**What the exercise asks**
All of the lines below are to be printed again exactly; images are excluded from the output.

**Data excerpt**
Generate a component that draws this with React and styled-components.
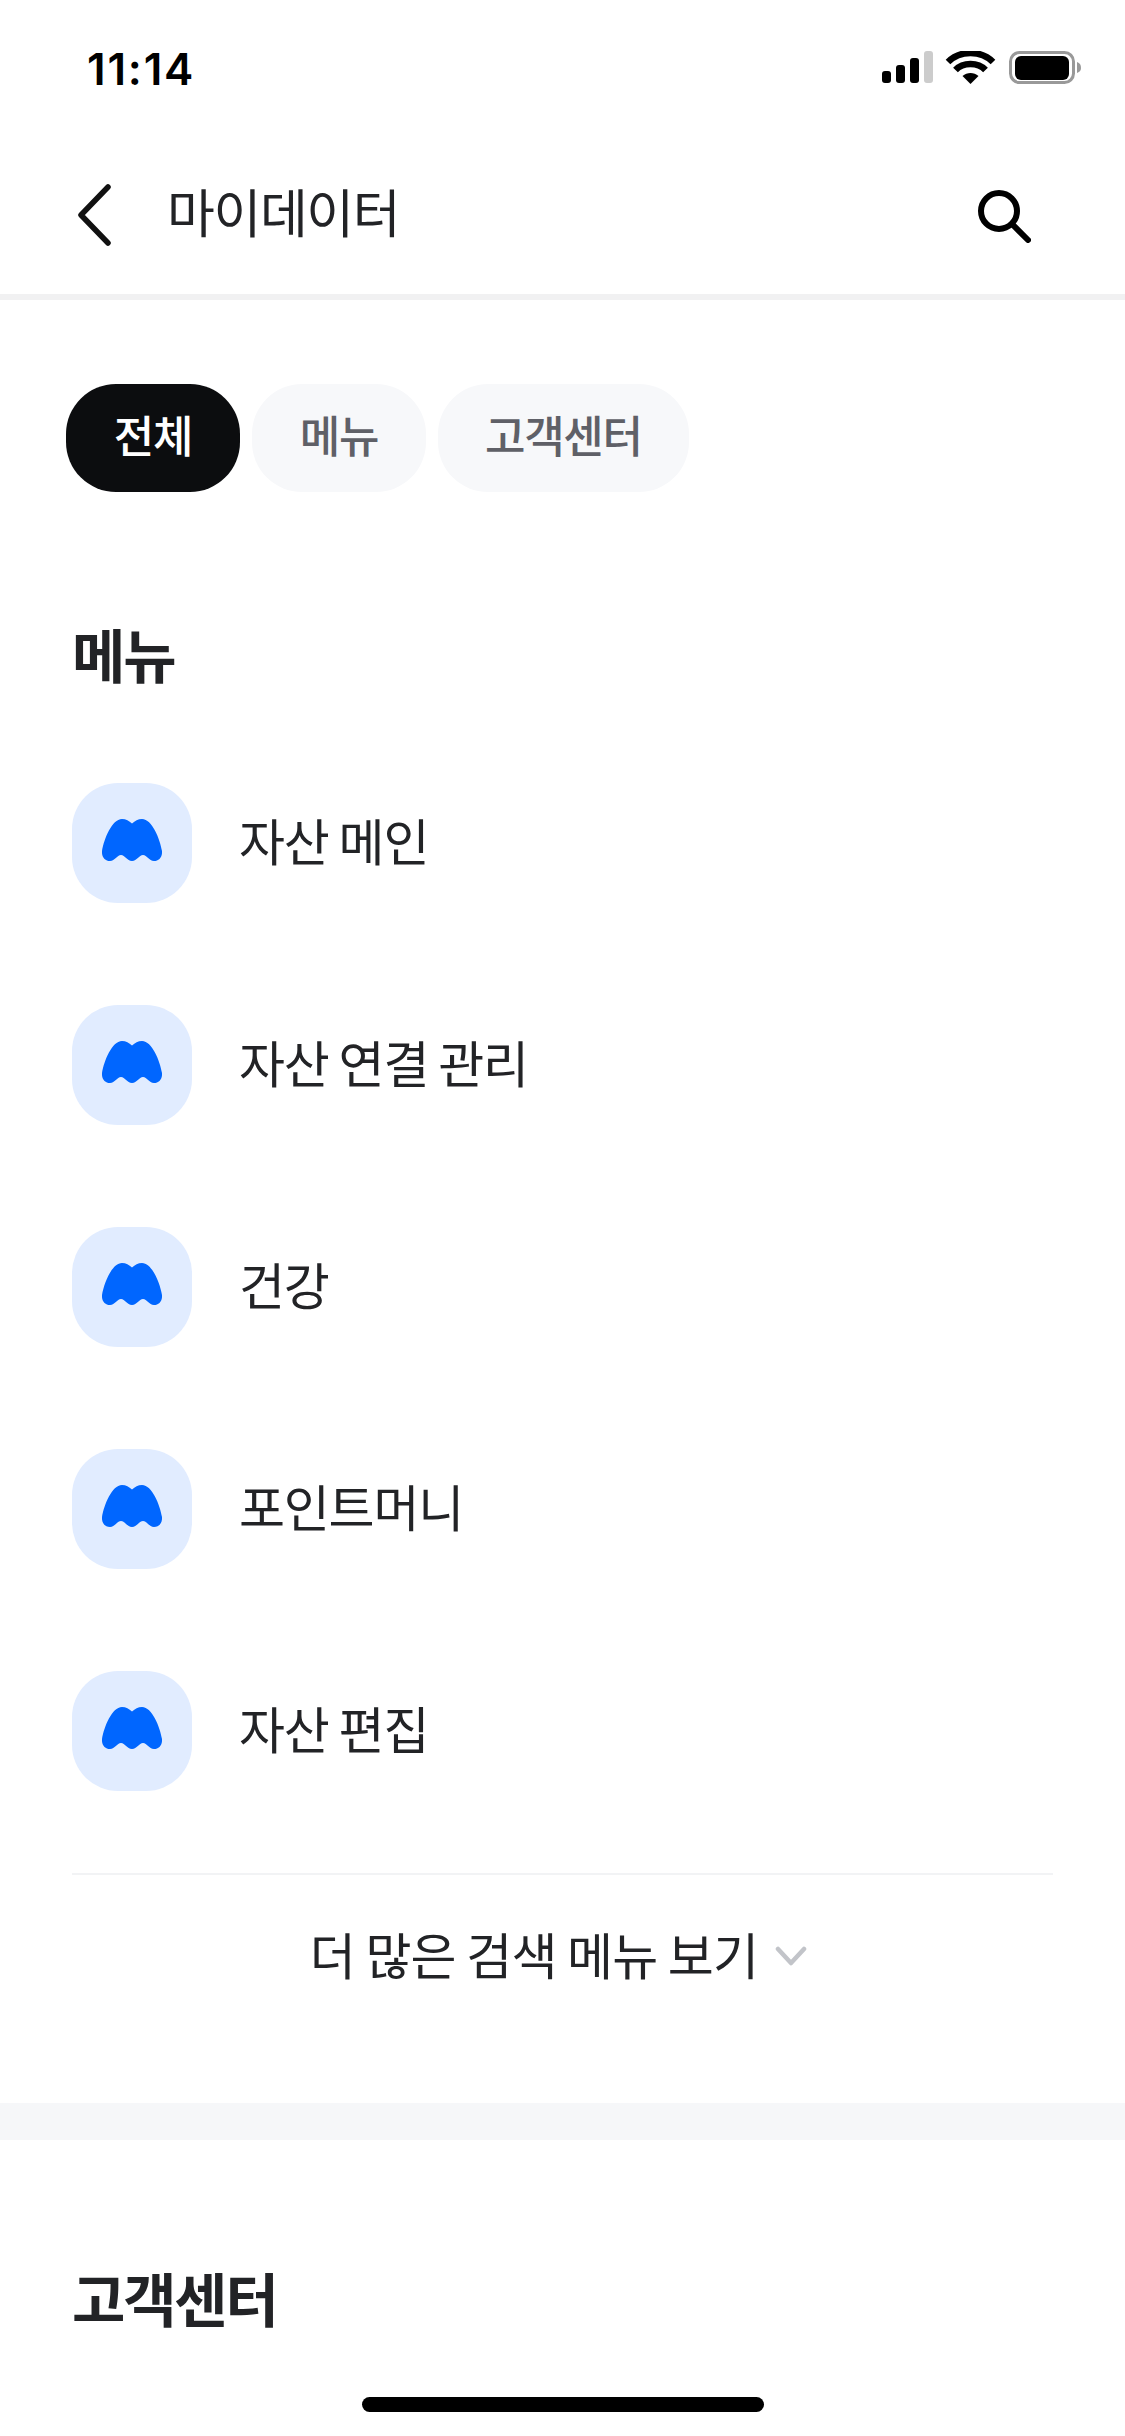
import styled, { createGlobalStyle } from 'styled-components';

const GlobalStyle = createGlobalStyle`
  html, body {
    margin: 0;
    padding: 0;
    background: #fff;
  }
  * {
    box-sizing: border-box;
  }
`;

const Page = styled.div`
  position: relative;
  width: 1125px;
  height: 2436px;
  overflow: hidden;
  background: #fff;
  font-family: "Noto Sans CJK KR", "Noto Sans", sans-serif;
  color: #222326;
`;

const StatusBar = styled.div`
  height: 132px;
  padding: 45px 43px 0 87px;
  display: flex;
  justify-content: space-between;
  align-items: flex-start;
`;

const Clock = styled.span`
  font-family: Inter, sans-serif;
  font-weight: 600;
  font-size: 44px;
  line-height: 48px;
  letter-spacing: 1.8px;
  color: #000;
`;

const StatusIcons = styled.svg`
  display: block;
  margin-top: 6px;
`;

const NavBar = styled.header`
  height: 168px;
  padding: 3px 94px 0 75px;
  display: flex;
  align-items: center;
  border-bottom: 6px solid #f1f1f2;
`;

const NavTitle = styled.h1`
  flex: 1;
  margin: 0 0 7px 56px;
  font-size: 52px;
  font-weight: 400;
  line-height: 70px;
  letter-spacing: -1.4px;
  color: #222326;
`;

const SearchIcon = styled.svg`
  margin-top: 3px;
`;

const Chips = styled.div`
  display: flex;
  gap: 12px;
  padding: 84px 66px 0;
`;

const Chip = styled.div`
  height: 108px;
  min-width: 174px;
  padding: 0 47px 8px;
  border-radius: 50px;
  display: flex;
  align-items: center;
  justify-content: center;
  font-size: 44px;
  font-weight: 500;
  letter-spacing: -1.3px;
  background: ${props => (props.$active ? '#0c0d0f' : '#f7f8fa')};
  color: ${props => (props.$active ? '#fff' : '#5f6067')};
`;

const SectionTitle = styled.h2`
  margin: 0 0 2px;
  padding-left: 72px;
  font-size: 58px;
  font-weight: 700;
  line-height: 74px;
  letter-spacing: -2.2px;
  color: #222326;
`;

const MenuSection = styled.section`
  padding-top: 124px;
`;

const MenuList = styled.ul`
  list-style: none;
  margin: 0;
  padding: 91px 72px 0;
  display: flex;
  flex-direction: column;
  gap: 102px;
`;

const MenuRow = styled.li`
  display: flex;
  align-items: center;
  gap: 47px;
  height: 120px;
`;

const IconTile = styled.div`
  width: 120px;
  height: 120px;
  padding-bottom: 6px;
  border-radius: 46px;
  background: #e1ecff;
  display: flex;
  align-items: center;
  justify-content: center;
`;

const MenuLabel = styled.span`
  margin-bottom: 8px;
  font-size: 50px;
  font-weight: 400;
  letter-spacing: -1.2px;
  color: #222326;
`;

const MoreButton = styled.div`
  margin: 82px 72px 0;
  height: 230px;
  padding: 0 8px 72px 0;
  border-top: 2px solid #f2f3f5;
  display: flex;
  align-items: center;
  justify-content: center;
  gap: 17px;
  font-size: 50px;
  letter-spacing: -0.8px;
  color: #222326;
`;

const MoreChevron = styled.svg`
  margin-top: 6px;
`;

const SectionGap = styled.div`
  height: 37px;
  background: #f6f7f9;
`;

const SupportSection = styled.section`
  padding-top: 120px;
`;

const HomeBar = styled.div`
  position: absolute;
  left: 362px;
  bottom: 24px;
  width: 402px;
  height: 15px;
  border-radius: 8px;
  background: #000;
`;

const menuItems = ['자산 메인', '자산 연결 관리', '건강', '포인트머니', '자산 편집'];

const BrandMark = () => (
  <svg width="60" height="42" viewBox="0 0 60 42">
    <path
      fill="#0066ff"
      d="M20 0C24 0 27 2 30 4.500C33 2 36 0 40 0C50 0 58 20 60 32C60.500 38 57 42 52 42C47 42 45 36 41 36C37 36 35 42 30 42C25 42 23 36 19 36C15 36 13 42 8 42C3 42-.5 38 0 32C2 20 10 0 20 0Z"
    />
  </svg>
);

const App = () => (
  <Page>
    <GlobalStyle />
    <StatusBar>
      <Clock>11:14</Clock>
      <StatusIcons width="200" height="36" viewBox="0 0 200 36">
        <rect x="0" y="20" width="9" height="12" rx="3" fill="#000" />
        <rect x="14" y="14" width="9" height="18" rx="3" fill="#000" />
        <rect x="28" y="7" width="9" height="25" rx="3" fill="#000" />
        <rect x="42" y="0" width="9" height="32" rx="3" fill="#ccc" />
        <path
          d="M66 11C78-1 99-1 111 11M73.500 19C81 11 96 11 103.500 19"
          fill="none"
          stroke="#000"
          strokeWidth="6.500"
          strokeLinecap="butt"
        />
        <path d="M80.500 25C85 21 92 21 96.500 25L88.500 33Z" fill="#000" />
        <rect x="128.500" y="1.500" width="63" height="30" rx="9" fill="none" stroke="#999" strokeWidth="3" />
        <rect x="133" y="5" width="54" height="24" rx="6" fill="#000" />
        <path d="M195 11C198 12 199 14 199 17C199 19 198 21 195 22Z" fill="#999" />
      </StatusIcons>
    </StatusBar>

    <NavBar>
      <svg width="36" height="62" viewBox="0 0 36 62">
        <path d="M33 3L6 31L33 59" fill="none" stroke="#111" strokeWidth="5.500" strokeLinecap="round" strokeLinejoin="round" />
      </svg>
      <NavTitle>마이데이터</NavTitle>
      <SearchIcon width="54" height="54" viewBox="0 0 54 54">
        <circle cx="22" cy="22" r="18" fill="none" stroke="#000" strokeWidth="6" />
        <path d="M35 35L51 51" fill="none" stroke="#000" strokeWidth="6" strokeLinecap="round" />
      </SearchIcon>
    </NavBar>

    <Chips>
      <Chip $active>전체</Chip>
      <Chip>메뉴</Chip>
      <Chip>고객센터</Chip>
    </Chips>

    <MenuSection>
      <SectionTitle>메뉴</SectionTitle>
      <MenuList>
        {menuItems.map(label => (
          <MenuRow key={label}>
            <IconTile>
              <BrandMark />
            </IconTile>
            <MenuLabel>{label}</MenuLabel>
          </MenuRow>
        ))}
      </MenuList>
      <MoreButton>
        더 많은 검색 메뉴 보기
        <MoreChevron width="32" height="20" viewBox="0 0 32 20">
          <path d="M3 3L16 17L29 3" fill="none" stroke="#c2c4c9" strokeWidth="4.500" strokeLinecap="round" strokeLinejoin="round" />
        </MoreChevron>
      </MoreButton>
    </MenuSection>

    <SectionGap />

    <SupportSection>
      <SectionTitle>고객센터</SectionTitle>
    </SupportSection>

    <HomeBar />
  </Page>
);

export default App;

**Correct response**
Generate a component that draws this with React and styled-components.
import styled, { createGlobalStyle } from 'styled-components';

const GlobalStyle = createGlobalStyle`
  html, body {
    margin: 0;
    padding: 0;
    background: #fff;
  }
  * {
    box-sizing: border-box;
  }
`;

const Page = styled.div`
  position: relative;
  width: 1125px;
  height: 2436px;
  overflow: hidden;
  background: #fff;
  font-family: "Noto Sans CJK KR", "Noto Sans", sans-serif;
  color: #222326;
`;

const StatusBar = styled.div`
  height: 132px;
  padding: 45px 43px 0 87px;
  display: flex;
  justify-content: space-between;
  align-items: flex-start;
`;

const Clock = styled.span`
  font-family: Inter, sans-serif;
  font-weight: 600;
  font-size: 44px;
  line-height: 48px;
  letter-spacing: 1.8px;
  color: #000;
`;

const StatusIcons = styled.svg`
  display: block;
  margin-top: 6px;
`;

const NavBar = styled.header`
  height: 168px;
  padding: 3px 94px 0 75px;
  display: flex;
  align-items: center;
  border-bottom: 6px solid #f1f1f2;
`;

const NavTitle = styled.h1`
  flex: 1;
  margin: 0 0 7px 56px;
  font-size: 52px;
  font-weight: 400;
  line-height: 70px;
  letter-spacing: -1.4px;
  color: #222326;
`;

const SearchIcon = styled.svg`
  margin-top: 3px;
`;

const Chips = styled.div`
  display: flex;
  gap: 12px;
  padding: 84px 66px 0;
`;

const Chip = styled.div`
  height: 108px;
  min-width: 174px;
  padding: 0 47px 8px;
  border-radius: 50px;
  display: flex;
  align-items: center;
  justify-content: center;
  font-size: 44px;
  font-weight: 500;
  letter-spacing: -1.3px;
  background: ${props => (props.$active ? '#0c0d0f' : '#f7f8fa')};
  color: ${props => (props.$active ? '#fff' : '#5f6067')};
`;

const SectionTitle = styled.h2`
  margin: 0 0 2px;
  padding-left: 72px;
  font-size: 58px;
  font-weight: 700;
  line-height: 74px;
  letter-spacing: -2.2px;
  color: #222326;
`;

const MenuSection = styled.section`
  padding-top: 124px;
`;

const MenuList = styled.ul`
  list-style: none;
  margin: 0;
  padding: 91px 72px 0;
  display: flex;
  flex-direction: column;
  gap: 102px;
`;

const MenuRow = styled.li`
  display: flex;
  align-items: center;
  gap: 47px;
  height: 120px;
`;

const IconTile = styled.div`
  width: 120px;
  height: 120px;
  padding-bottom: 6px;
  border-radius: 46px;
  background: #e1ecff;
  display: flex;
  align-items: center;
  justify-content: center;
`;

const MenuLabel = styled.span`
  margin-bottom: 8px;
  font-size: 50px;
  font-weight: 400;
  letter-spacing: -1.2px;
  color: #222326;
`;

const MoreButton = styled.div`
  margin: 82px 72px 0;
  height: 230px;
  padding: 0 8px 72px 0;
  border-top: 2px solid #f2f3f5;
  display: flex;
  align-items: center;
  justify-content: center;
  gap: 17px;
  font-size: 50px;
  letter-spacing: -0.8px;
  color: #222326;
`;

const MoreChevron = styled.svg`
  margin-top: 6px;
`;

const SectionGap = styled.div`
  height: 37px;
  background: #f6f7f9;
`;

const SupportSection = styled.section`
  padding-top: 120px;
`;

const HomeBar = styled.div`
  position: absolute;
  left: 362px;
  bottom: 24px;
  width: 402px;
  height: 15px;
  border-radius: 8px;
  background: #000;
`;

const menuItems = ['자산 메인', '자산 연결 관리', '건강', '포인트머니', '자산 편집'];

const BrandMark = () => (
  <svg width="60" height="42" viewBox="0 0 60 42">
    <path
      fill="#0066ff"
      d="M20 0C24 0 27 2 30 4.500C33 2 36 0 40 0C50 0 58 20 60 32C60.500 38 57 42 52 42C47 42 45 36 41 36C37 36 35 42 30 42C25 42 23 36 19 36C15 36 13 42 8 42C3 42-.5 38 0 32C2 20 10 0 20 0Z"
    />
  </svg>
);

const App = () => (
  <Page>
    <GlobalStyle />
    <StatusBar>
      <Clock>11:14</Clock>
      <StatusIcons width="200" height="36" viewBox="0 0 200 36">
        <rect x="0" y="20" width="9" height="12" rx="3" fill="#000" />
        <rect x="14" y="14" width="9" height="18" rx="3" fill="#000" />
        <rect x="28" y="7" width="9" height="25" rx="3" fill="#000" />
        <rect x="42" y="0" width="9" height="32" rx="3" fill="#ccc" />
        <path
          d="M66 11C78-1 99-1 111 11M73.500 19C81 11 96 11 103.500 19"
          fill="none"
          stroke="#000"
          strokeWidth="6.500"
          strokeLinecap="butt"
        />
        <path d="M80.500 25C85 21 92 21 96.500 25L88.500 33Z" fill="#000" />
        <rect x="128.500" y="1.500" width="63" height="30" rx="9" fill="none" stroke="#999" strokeWidth="3" />
        <rect x="133" y="5" width="54" height="24" rx="6" fill="#000" />
        <path d="M195 11C198 12 199 14 199 17C199 19 198 21 195 22Z" fill="#999" />
      </StatusIcons>
    </StatusBar>

    <NavBar>
      <svg width="36" height="62" viewBox="0 0 36 62">
        <path d="M33 3L6 31L33 59" fill="none" stroke="#111" strokeWidth="5.500" strokeLinecap="round" strokeLinejoin="round" />
      </svg>
      <NavTitle>마이데이터</NavTitle>
      <SearchIcon width="54" height="54" viewBox="0 0 54 54">
        <circle cx="22" cy="22" r="18" fill="none" stroke="#000" strokeWidth="6" />
        <path d="M35 35L51 51" fill="none" stroke="#000" strokeWidth="6" strokeLinecap="round" />
      </SearchIcon>
    </NavBar>

    <Chips>
      <Chip $active>전체</Chip>
      <Chip>메뉴</Chip>
      <Chip>고객센터</Chip>
    </Chips>

    <MenuSection>
      <SectionTitle>메뉴</SectionTitle>
      <MenuList>
        {menuItems.map(label => (
          <MenuRow key={label}>
            <IconTile>
              <BrandMark />
            </IconTile>
            <MenuLabel>{label}</MenuLabel>
          </MenuRow>
        ))}
      </MenuList>
      <MoreButton>
        더 많은 검색 메뉴 보기
        <MoreChevron width="32" height="20" viewBox="0 0 32 20">
          <path d="M3 3L16 17L29 3" fill="none" stroke="#c2c4c9" strokeWidth="4.500" strokeLinecap="round" strokeLinejoin="round" />
        </MoreChevron>
      </MoreButton>
    </MenuSection>

    <SectionGap />

    <SupportSection>
      <SectionTitle>고객센터</SectionTitle>
    </SupportSection>

    <HomeBar />
  </Page>
);

export default App;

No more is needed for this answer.